Caroline Tucker said...

"I think the problem of ambiguity in approaches such as Winemiller et al. arises because anyone classifying niche dimensions ad hoc will ultimately do so against some implicit model of what's important for an organism, and as people differ in their view on that, so do they differ in their "periodic table"."

I think that's so apt, and one of the underlying problem with attempts to make ecology more general. So either we approach this from a particular system or organism, or we try to make it so general as to be no longer useful.

Dr. Fox said...

What Florian said.

Joachim D. said...

The periodic table of chemical elements is not an arbitrary classification made by humans, in order to pigeonhole elements. It reflects an intrinsic property of matter. All atoms with the same number of protons in the nucleus (and hence electrons in the shell) are chemically identical and do therefore belong to the same element. Okay, isotopes do exist, but that's a matter of differing numbers of neutrons in the nucleus. As most chemistry is concerned with what the valence electrons do, these differences in isotopes can usually be neglected. When isotopes do get important, however, the nuclear physics/chemistry is none the fuzzier for it.

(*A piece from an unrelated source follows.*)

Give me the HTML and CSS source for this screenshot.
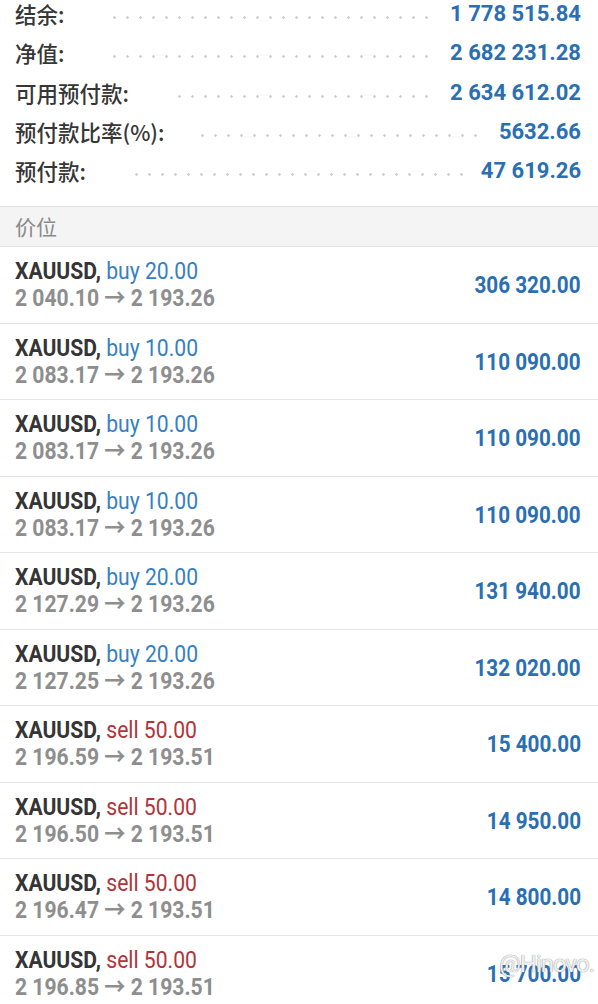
FILE: index.html
```html
<!DOCTYPE html>
<html lang="zh">
<head>
<meta charset="utf-8">
<title>交易</title>
<link rel="stylesheet" href="styles.css">
</head>
<body>
<div class="summary">
  <div class="srow"><span class="slabel">结余:</span><span class="leader"></span><span class="svalue">1 778 515.84</span></div>
  <div class="srow"><span class="slabel">净值:</span><span class="leader"></span><span class="svalue">2 682 231.28</span></div>
  <div class="srow"><span class="slabel">可用预付款:</span><span class="leader"></span><span class="svalue">2 634 612.02</span></div>
  <div class="srow"><span class="slabel">预付款比率(%):</span><span class="leader short"></span><span class="svalue">5632.66</span></div>
  <div class="srow"><span class="slabel">预付款:</span><span class="leader"></span><span class="svalue">47 619.26</span></div>
</div>
<div class="header">价位</div>
<div class="list">
  <div class="row"><div class="info"><div class="l1"><b class="sym">XAUUSD,</b> <span class="buy">buy 20.00</span></div><div class="l2">2 040.10 → 2 193.26</div></div><div class="profit">306 320.00</div></div>
  <div class="row"><div class="info"><div class="l1"><b class="sym">XAUUSD,</b> <span class="buy">buy 10.00</span></div><div class="l2">2 083.17 → 2 193.26</div></div><div class="profit">110 090.00</div></div>
  <div class="row"><div class="info"><div class="l1"><b class="sym">XAUUSD,</b> <span class="buy">buy 10.00</span></div><div class="l2">2 083.17 → 2 193.26</div></div><div class="profit">110 090.00</div></div>
  <div class="row"><div class="info"><div class="l1"><b class="sym">XAUUSD,</b> <span class="buy">buy 10.00</span></div><div class="l2">2 083.17 → 2 193.26</div></div><div class="profit">110 090.00</div></div>
  <div class="row"><div class="info"><div class="l1"><b class="sym">XAUUSD,</b> <span class="buy">buy 20.00</span></div><div class="l2">2 127.29 → 2 193.26</div></div><div class="profit">131 940.00</div></div>
  <div class="row"><div class="info"><div class="l1"><b class="sym">XAUUSD,</b> <span class="buy">buy 20.00</span></div><div class="l2">2 127.25 → 2 193.26</div></div><div class="profit">132 020.00</div></div>
  <div class="row"><div class="info"><div class="l1"><b class="sym">XAUUSD,</b> <span class="sell">sell 50.00</span></div><div class="l2">2 196.59 → 2 193.51</div></div><div class="profit">15 400.00</div></div>
  <div class="row"><div class="info"><div class="l1"><b class="sym">XAUUSD,</b> <span class="sell">sell 50.00</span></div><div class="l2">2 196.50 → 2 193.51</div></div><div class="profit">14 950.00</div></div>
  <div class="row"><div class="info"><div class="l1"><b class="sym">XAUUSD,</b> <span class="sell">sell 50.00</span></div><div class="l2">2 196.47 → 2 193.51</div></div><div class="profit">14 800.00</div></div>
  <div class="row last"><div class="info"><div class="l1"><b class="sym">XAUUSD,</b> <span class="sell">sell 50.00</span></div><div class="l2">2 196.85 → 2 193.51</div></div><div class="profit">15 700.00</div><span class="mark">@Hinovo.</span></div>
</div>
</body>
</html>
```
FILE: styles.css
```css
html, body {
  margin: 0;
  padding: 0;
  background: #ffffff;
}
body {
  width: 598px;
  height: 1004px;
  overflow: hidden;
  font-family: Roboto, "Noto Sans CJK SC", sans-serif;
}
.summary {
  margin-top: -6px;
  padding-bottom: 16px;
}
.srow {
  display: flex;
  align-items: center;
  height: 39.3px;
  padding: 0 17px 0 15px;
}
.slabel {
  font-family: "Noto Sans CJK SC", Roboto, sans-serif;
  font-size: 21.5px;
  font-weight: 500;
  color: #363636;
  white-space: nowrap;
}
.leader {
  flex: 1;
  height: 3px;
  margin: 8px 12px 0 44px;
  background-image: radial-gradient(circle, #cfcfcf 1.1px, rgba(255,255,255,0) 1.5px);
  background-size: 13px 3px;
  background-repeat: repeat-x;
}
.leader.short { margin-left: 32px; }
.svalue {
  font-size: 22px;
  font-weight: 700;
  color: #2a6fb2;
  white-space: nowrap;
}
.header {
  height: 39px;
  line-height: 39px;
  padding-left: 15px;
  background: #f4f4f4;
  border-top: 1px solid #e0e0e0;
  border-bottom: 1px solid #e2e2e2;
  font-family: "Noto Sans CJK SC", sans-serif;
  font-size: 21px;
  color: #8a8a8a;
}
.row {
  position: relative;
  display: flex;
  align-items: center;
  justify-content: space-between;
  height: 75.5px;
  padding: 0 17px 0 15px;
  border-bottom: 1px solid #e4e4e4;
}
.info {
  font-size: 24px;
  line-height: 27px;
  white-space: nowrap;
  transform: scaleX(0.88);
  transform-origin: left center;
}
.sym {
  font-weight: 700;
  color: #353535;
}
.buy { color: #3580c2; }
.sell { color: #b1343a; }
.l2 {
  font-weight: 700;
  color: #8e8e8e;
}
.profit {
  font-size: 23.5px;
  font-weight: 700;
  color: #2a6fb2;
  white-space: nowrap;
  transform: scaleX(0.88);
  transform-origin: right center;
}
.mark {
  position: absolute;
  right: 4px;
  top: 14px;
  font-size: 24px;
  color: rgba(255,255,255,0.85);
  text-shadow: 0 0 1px #9a9a9a, 0 0 1px #9a9a9a;
  letter-spacing: -1px;
}
```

Likening phenotypes to isotopes suggests, to me, that the ultimate periodic table of niches will be one where each niche will be inhabited by exactly one species. Or did I get something wrong there?

P.S.: I remember an early periodic table of niches (from Pianka 1993, I guess) with primary producers, herbivores and carnivores as the main groups and a continuum of r-K-selection instead of discontinuous periods. "What about omnivores and flesh eating plants?", I thought, "and how do you quantify r-K-selection?" IMHO, the new categories seem to suffer from the same ills.